#### Exercise brief:
Pictures aside, quote the whole listing exactly.

#### Source excerpt:
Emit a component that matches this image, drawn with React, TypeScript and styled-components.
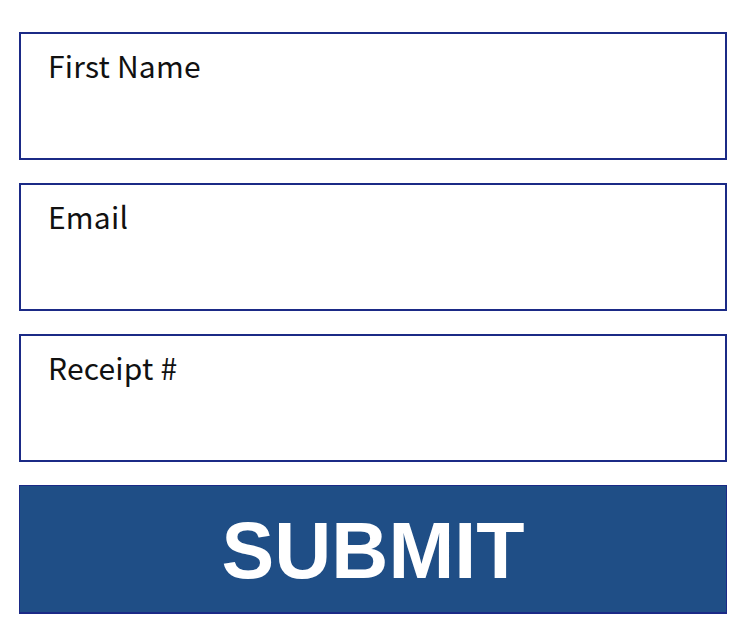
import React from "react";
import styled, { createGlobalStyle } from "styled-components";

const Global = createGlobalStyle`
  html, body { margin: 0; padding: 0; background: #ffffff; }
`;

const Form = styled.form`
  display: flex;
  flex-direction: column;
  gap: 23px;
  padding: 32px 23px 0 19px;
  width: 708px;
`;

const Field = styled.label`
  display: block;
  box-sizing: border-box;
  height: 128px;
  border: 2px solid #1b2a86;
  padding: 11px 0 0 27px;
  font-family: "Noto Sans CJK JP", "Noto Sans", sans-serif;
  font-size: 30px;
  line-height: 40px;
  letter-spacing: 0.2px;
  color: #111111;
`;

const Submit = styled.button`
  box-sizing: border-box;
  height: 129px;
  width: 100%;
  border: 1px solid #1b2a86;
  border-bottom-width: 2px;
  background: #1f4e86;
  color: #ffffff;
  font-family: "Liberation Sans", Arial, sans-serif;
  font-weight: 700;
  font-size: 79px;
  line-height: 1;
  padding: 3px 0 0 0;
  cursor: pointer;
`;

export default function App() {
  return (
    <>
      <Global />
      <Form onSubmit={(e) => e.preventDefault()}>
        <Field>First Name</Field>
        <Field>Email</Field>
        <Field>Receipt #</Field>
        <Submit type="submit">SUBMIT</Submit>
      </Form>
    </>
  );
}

#### Exercise result:
Emit a component that matches this image, drawn with React, TypeScript and styled-components.
import React from "react";
import styled, { createGlobalStyle } from "styled-components";

const Global = createGlobalStyle`
  html, body { margin: 0; padding: 0; background: #ffffff; }
`;

const Form = styled.form`
  display: flex;
  flex-direction: column;
  gap: 23px;
  padding: 32px 23px 0 19px;
  width: 708px;
`;

const Field = styled.label`
  display: block;
  box-sizing: border-box;
  height: 128px;
  border: 2px solid #1b2a86;
  padding: 11px 0 0 27px;
  font-family: "Noto Sans CJK JP", "Noto Sans", sans-serif;
  font-size: 30px;
  line-height: 40px;
  letter-spacing: 0.2px;
  color: #111111;
`;

const Submit = styled.button`
  box-sizing: border-box;
  height: 129px;
  width: 100%;
  border: 1px solid #1b2a86;
  border-bottom-width: 2px;
  background: #1f4e86;
  color: #ffffff;
  font-family: "Liberation Sans", Arial, sans-serif;
  font-weight: 700;
  font-size: 79px;
  line-height: 1;
  padding: 3px 0 0 0;
  cursor: pointer;
`;

export default function App() {
  return (
    <>
      <Global />
      <Form onSubmit={(e) => e.preventDefault()}>
        <Field>First Name</Field>
        <Field>Email</Field>
        <Field>Receipt #</Field>
        <Submit type="submit">SUBMIT</Submit>
      </Form>
    </>
  );
}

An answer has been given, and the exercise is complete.